8. In questa prospettiva, la Chiesa desidera portare il suo sostegno e il suo contributo a quanti si fanno promotori del progresso della giustizia sociale e del miglioramento della situazione economica internazionale. La Chiesa, in questo campo, non propone delle soluzioni teoriche o tecniche. Ciononostante essa desidera ricordare che tutte le soluzioni devono essere bene adattate alle situazioni concrete. Proprio per tener fede a questo criterio, nel 1984, alla creazione della Fondazione per il Sahel, ho stimato essenziale che le Chiese locali studino e amministrino i progetti di sviluppo previsti in una regione così duramente provata dalle calamità naturali. Esse partecipino anche, in modo complementare, agli sforzi delle popolazioni, dando la priorità alla formazione degli africani, al fine di renderli in grado di lottare contro la siccità e la progressiva desertificazione. Per quanto piccola e recente, l'iniziativa comincia a portare frutto; si ridona la speranza a delle comunità che tornano ad essere responsabili dell'avvenire delle loro terre. Mi auguro che la vostra Organizzazione, il cui scopo è di favorire lo sviluppo internazionale, non si accontenti di assegnare le risorse finanziarie di cui è dotata, ma nello stesso tempo dia fiducia a tutte le popolazioni provate da sofferenze interminabili.

9. Signor presidente, nel mio intervento ho voluto richiamare gli obiettivi e lo spirito dell'attività portata avanti dall'Organizzazione da lei presieduta, e proporre alcuni criteri essenziali per il lavoro importante che il Fondo Internazionale per lo Sviluppo Agricolo deve compiere. Sono sicuro che, grazie all'esperienza decennale, la FIDA non mancherà di dare un nuovo impulso alla sua attività, nella chiara consapevolezza degli obiettivi umanitari e sociali implicati dalle sue stesse finalità. E questa attività sarà impossibile senza i contributi finanziari e tecnici dei Paesi che vi partecipano.

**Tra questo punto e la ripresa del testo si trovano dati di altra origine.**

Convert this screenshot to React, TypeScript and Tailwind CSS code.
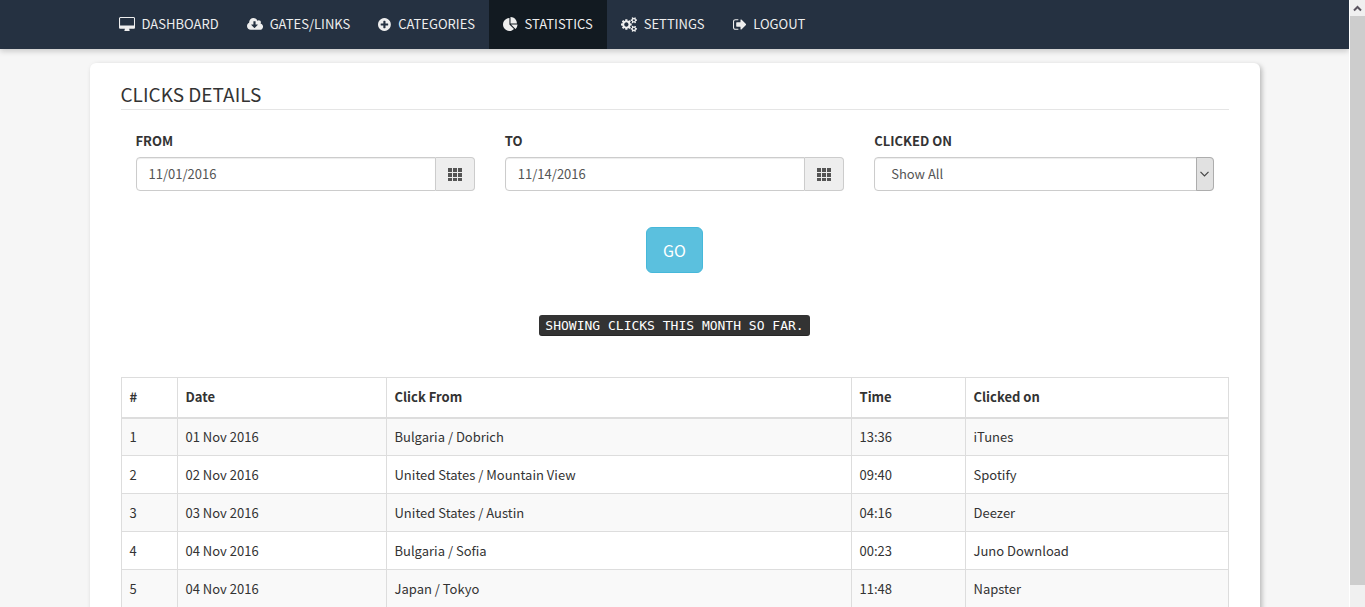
import React from "react";

type NavItem = {
    label: string;
    width: number;
    path: string;
    active?: boolean;
};

const navItems: NavItem[] = [
    {
        label: "Dashboard",
        width: 1920,
        path: "M1792 992v-832q0-13-9.5-22.5t-22.5-9.5h-1600q-13 0-22.5 9.5t-9.5 22.5v832q0 13 9.5 22.5t22.5 9.5h1600q13 0 22.5-9.5t9.5-22.5zm128-832v1088q0 66-47 113t-113 47h-544q0 37 16 77.5t32 71 16 43.5q0 26-19 45t-45 19h-512q-26 0-45-19t-19-45q0-14 16-44t32-70 16-78h-544q-66 0-113-47t-47-113v-1088q0-66 47-113t113-47h1600q66 0 113 47t47 113z",
    },
    {
        label: "Gates/Links",
        width: 1920,
        path: "M1280 928q0-14-9-23t-23-9h-224v-352q0-13-9.5-22.5t-22.5-9.5h-192q-13 0-22.5 9.5t-9.5 22.5v352h-224q-13 0-22.5 9.5t-9.5 22.5q0 14 9 23l352 352q9 9 23 9t23-9l351-351q10-12 10-24zm640 224q0 159-112.5 271.5t-271.5 112.5h-1088q-185 0-316.5-131.5t-131.5-316.5q0-130 70-240t188-165q-2-30-2-43 0-212 150-362t362-150q156 0 285.5 87t188.5 231q71-62 166-62 106 0 181 75t75 181q0 76-41 138 130 31 213.5 135.5t83.5 238.5z",
    },
    {
        label: "Categories",
        width: 1536,
        path: "M1216 960v-128q0-26-19-45t-45-19h-256v-256q0-26-19-45t-45-19h-128q-26 0-45 19t-19 45v256h-256q-26 0-45 19t-19 45v128q0 26 19 45t45 19h256v256q0 26 19 45t45 19h128q26 0 45-19t19-45v-256h256q26 0 45-19t19-45zm320-64q0 209-103 385.5t-279.5 279.5-385.5 103-385.5-103-279.5-279.5-103-385.5 103-385.5 279.5-279.5 385.5-103 385.5 103 279.5 279.5 103 385.5z",
    },
    {
        label: "Statistics",
        width: 1728,
        active: true,
        path: "M768 890l546 546q-106 108-247.5 168t-298.5 60q-209 0-385.5-103t-279.5-279.5-103-385.5 103-385.5 279.5-279.5 385.5-103v762zm187 6h773q0 157-60 298.5t-168 247.5zm709-128h-768v-768q209 0 385.5 103t279.5 279.5 103 385.5z",
    },
    {
        label: "Settings",
        width: 1920,
        path: "M896 896q0-106-75-181t-181-75-181 75-75 181 75 181 181 75 181-75 75-181zm768 512q0-52-38-90t-90-38-90 38-38 90q0 53 37.5 90.5t90.5 37.5 90.5-37.5 37.5-90.5zm0-1024q0-52-38-90t-90-38-90 38-38 90q0 53 37.5 90.5t90.5 37.5 90.5-37.5 37.5-90.5zm-384 421v185q0 10-7 19.5t-16 10.5l-155 24q-11 35-32 76 34 48 90 115 7 11 7 20 0 12-7 19-23 30-82.5 89.5t-78.5 59.5q-11 0-21-7l-115-90q-37 19-77 31-11 108-23 155-7 24-30 24h-186q-11 0-20-7.5t-10-17.5l-23-153q-34-10-75-31l-118 89q-7 7-20 7-11 0-21-8-144-133-144-160 0-9 7-19 10-14 41-53t47-61q-23-44-35-82l-152-24q-10-1-17-9.5t-7-19.5v-185q0-10 7-19.5t16-10.5l155-24q11-35 32-76-34-48-90-115-7-11-7-20 0-12 7-20 22-30 82-89t79-59q11 0 21 7l115 90q34-18 77-32 11-108 23-154 7-24 30-24h186q11 0 20 7.5t10 17.5l23 153q34 10 75 31l118-89q8-7 20-7 11 0 21 8 144 133 144 160 0 8-7 19-12 16-42 54t-45 60q23 48 34 82l152 23q10 2 17 10.5t7 19.5zm640 533v140q0 16-149 31-12 27-30 52 51 113 51 138 0 4-4 7-122 71-124 71-8 0-46-47t-52-68q-20 2-30 2t-30-2q-14 21-52 68t-46 47q-2 0-124-71-4-3-4-7 0-25 51-138-18-25-30-52-149-15-149-31v-140q0-16 149-31 13-29 30-52-51-113-51-138 0-4 4-7 4-2 35-20t59-34 30-16q8 0 46 46.5t52 67.5q20-2 30-2t30 2q51-71 92-112l6-2q4 0 124 70 4 3 4 7 0 25-51 138 17 23 30 52 149 15 149 31zm0-1024v140q0 16-149 31-12 27-30 52 51 113 51 138 0 4-4 7-122 71-124 71-8 0-46-47t-52-68q-20 2-30 2t-30-2q-14 21-52 68t-46 47q-2 0-124-71-4-3-4-7 0-25 51-138-18-25-30-52-149-15-149-31v-140q0-16 149-31 13-29 30-52-51-113-51-138 0-4 4-7 4-2 35-20t59-34 30-16q8 0 46 46.5t52 67.5q20-2 30-2t30 2q51-71 92-112l6-2q4 0 124 70 4 3 4 7 0 25-51 138 17 23 30 52 149 15 149 31z",
    },
    {
        label: "Logout",
        width: 1632,
        path: "M640 1440q0 4 1 20t.5 26.5-3 23.5-10 19.5-20.5 6.5h-320q-119 0-203.5-84.5t-84.5-203.5v-704q0-119 84.5-203.5t203.5-84.5h320q13 0 22.5 9.5t9.5 22.5q0 4 1 20t.5 26.5-3 23.5-10 19.5-20.5 6.5h-320q-66 0-113 47t-47 113v704q0 66 47 113t113 47h312l11.5 1 11.5 3 8 5.5 7 9 2 13.5zm928-544q0 26-19 45l-544 544q-19 19-45 19t-45-19-19-45v-288h-448q-26 0-45-19t-19-45v-384q0-26 19-45t45-19h448v-288q0-26 19-45t45-19 45 19l544 544q19 19 19 45z",
    },
];

const clicks = [
    { id: 1, date: "01 Nov 2016", from: "Bulgaria / Dobrich", time: "13:36", target: "iTunes" },
    { id: 2, date: "02 Nov 2016", from: "United States / Mountain View", time: "09:40", target: "Spotify" },
    { id: 3, date: "03 Nov 2016", from: "United States / Austin", time: "04:16", target: "Deezer" },
    { id: 4, date: "04 Nov 2016", from: "Bulgaria / Sofia", time: "00:23", target: "Juno Download" },
    { id: 5, date: "04 Nov 2016", from: "Japan / Tokyo", time: "11:48", target: "Napster" },
];

const NavBar: React.FC = () => {
    return (
        <nav className="relative bg-[#253141] shadow-[0_2px_6px_rgba(0,0,0,0.2)]">
            <div className="mx-auto flex h-[49px] w-full max-w-[1140px]">
                {navItems.map((item) => (
                    <a
                        key={item.label}
                        href="#"
                        className={`flex items-center gap-[7px] px-[14px] pb-px text-[13px] uppercase leading-5 text-[#eee] ${
                            item.active ? "bg-[#121a21]" : ""
                        }`}
                    >
                        <svg
                            viewBox={`0 0 ${item.width} 1792`}
                            className="h-[15px] w-auto shrink-0"
                            fill="currentColor"
                            aria-hidden="true"
                        >
                            <path d={item.path} />
                        </svg>
                        {item.label}
                    </a>
                ))}
            </div>
        </nav>
    );
};

type DateFieldProps = {
    id: string;
    label: string;
    value: string;
};

const DateField: React.FC<DateFieldProps> = ({ id, label, value }) => {
    return (
        <div className="px-[15px]">
            <label htmlFor={id} className="mb-[5px] block font-bold uppercase leading-[22px]">
                {label}
            </label>
            <div className="flex h-[34px]">
                <input
                    id={id}
                    type="text"
                    defaultValue={value}
                    className="w-full min-w-0 flex-1 rounded-l border border-[#ccc] bg-white px-3 text-[#555] shadow-[inset_0_1px_1px_rgba(0,0,0,0.075)]"
                />
                <button
                    type="button"
                    aria-label={`Pick ${label} date`}
                    className="flex w-[39px] items-center justify-center rounded-r border border-l-0 border-[#ccc] bg-[#eee] text-[#555]"
                >
                    <svg viewBox="0 0 14 14" className="size-[14px]" fill="currentColor" aria-hidden="true">
                        {[1, 6, 11].map((y) =>
                            [0, 5, 10].map((x) => (
                                <rect key={`${x}-${y}`} x={x} y={y} width="4" height={y === 11 ? 3 : 4} />
                            ))
                        )}
                    </svg>
                </button>
            </div>
        </div>
    );
};

const ClicksTable: React.FC = () => {
    return (
        <table className="mt-[41px] w-full table-fixed border-collapse border border-[#ddd] text-left leading-[21px]">
            <thead>
                <tr className="h-10 border-b-2 border-[#ddd]">
                    <th className="w-14 border-x border-[#ddd] px-2 pb-[2px]">#</th>
                    <th className="w-[209px] border-x border-[#ddd] px-2 pb-[2px]">Date</th>
                    <th className="border-x border-[#ddd] px-2 pb-[2px]">Click From</th>
                    <th className="w-[114px] border-x border-[#ddd] px-2 pb-[2px]">Time</th>
                    <th className="w-[263px] border-x border-[#ddd] px-2 pb-[2px]">Clicked on</th>
                </tr>
            </thead>
            <tbody>
                {clicks.map((click) => (
                    <tr key={click.id} className="h-[38px] odd:bg-[#f9f9f9]">
                        <td className="border border-[#ddd] px-2">{click.id}</td>
                        <td className="border border-[#ddd] px-2">{click.date}</td>
                        <td className="border border-[#ddd] px-2">{click.from}</td>
                        <td className="border border-[#ddd] px-2">{click.time}</td>
                        <td className="border border-[#ddd] px-2">{click.target}</td>
                    </tr>
                ))}
            </tbody>
        </table>
    );
};

const ScrollBar: React.FC = () => {
    return (
        <div className="flex w-4 shrink-0 flex-col border-l border-white bg-[#f0f0f0]" aria-hidden="true">
            <div className="flex h-4 items-center justify-center">
                <svg viewBox="0 0 9 7" className="h-[7px] w-[9px]" fill="none" stroke="#5b5560" strokeWidth="2">
                    <path d="M1 5.5 4.5 2 8 5.5" />
                </svg>
            </div>
            <div className="mb-[22px] flex-1 bg-[#cdcdcd]" />
        </div>
    );
};

const App: React.FC = () => {
    return (
        <div className="flex h-screen overflow-hidden bg-[#f6f6f6] font-['Noto_Sans_CJK_SC',sans-serif] text-[13px] text-[#333]">
            <div className="min-w-0 flex-1 overflow-hidden">
                <NavBar />
                <main className="mx-auto mt-[14px] w-full max-w-[1170px] rounded-md bg-white px-[31px] pb-8 pt-[19px] shadow-[2px_2px_5px_rgba(0,0,0,0.25)]">
                    <h1 className="border-b border-[#e5e5e5] pb-1 text-[19px] uppercase leading-[23px]">Clicks details</h1>
                    <form onSubmit={(e) => e.preventDefault()}>
                        <div className="mt-5 grid grid-cols-3">
                            <DateField id="from" label="From" value="11/01/2016" />
                            <DateField id="to" label="To" value="11/14/2016" />
                            <div className="px-[15px]">
                                <label htmlFor="clicked-on" className="mb-[5px] block font-bold uppercase leading-[22px]">
                                    Clicked on
                                </label>
                                <div className="relative h-[34px]">
                                    <select
                                        id="clicked-on"
                                        className="h-full w-full appearance-none rounded border border-[#ccc] bg-white px-4 text-[#555] shadow-[inset_0_1px_1px_rgba(0,0,0,0.075)]"
                                    >
                                        <option>Show All</option>
                                    </select>
                                    <span className="pointer-events-none absolute inset-y-0 right-0 flex w-[18px] items-center justify-center rounded-r border border-[#adadad] bg-[#e1e1e1]">
                                        <svg viewBox="0 0 9 6" className="h-[6px] w-[9px]" fill="none" stroke="#444" strokeWidth="1.2">
                                            <path d="M.5 .8 4.5 4.8 8.5 .8" />
                                        </svg>
                                    </span>
                                </div>
                            </div>
                        </div>
                        <div className="mt-9 flex justify-center">
                            <button
                                type="submit"
                                className="h-[46px] rounded-md border border-[#46b8da] bg-[#5bc0de] px-4 text-base uppercase text-white"
                            >
                                Go
                            </button>
                        </div>
                    </form>
                    <p className="mt-[42px] flex justify-center">
                        <kbd className="rounded-[3px] bg-[#333] px-[6px] font-['DejaVu_Sans_Mono',monospace] text-[13px] uppercase leading-[21px] text-white shadow-[inset_0_-1px_0_rgba(0,0,0,0.25)]">
                            Showing clicks this month so far.
                        </kbd>
                    </p>
                    <ClicksTable />
                </main>
            </div>
            <ScrollBar />
        </div>
    );
};

export default App;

Vorrei pertanto cogliere questa occasione per esprimere la mia profonda stima ai governi che non mancano ora, e anche in futuro, di dare il loro contributo generoso. La responsabilità dello sviluppo umano delle aree più deboli, in particolare di quelle che cercano di giungere a una capacità sufficiente di produzione alimentare, è responsabilità di tutti. Nessuno tra noi può sentirsi la coscienza a posto finché esistono uomini e donne che mancano del necessario. La FIDA, in queste condizioni, potrà essere realmente un segno vivo della volontà comune di dare alla convivenza umana un avvenire e una speranza più sicuri. Mi auguro, signor presidente, che l'attività portata avanti dalla sua Organizzazione in questo spirito abbia esiti positivi nel corso degli anni a venire. E chiedo all'Altissimo di benedire i vostri sforzi a servizio dell'uomo.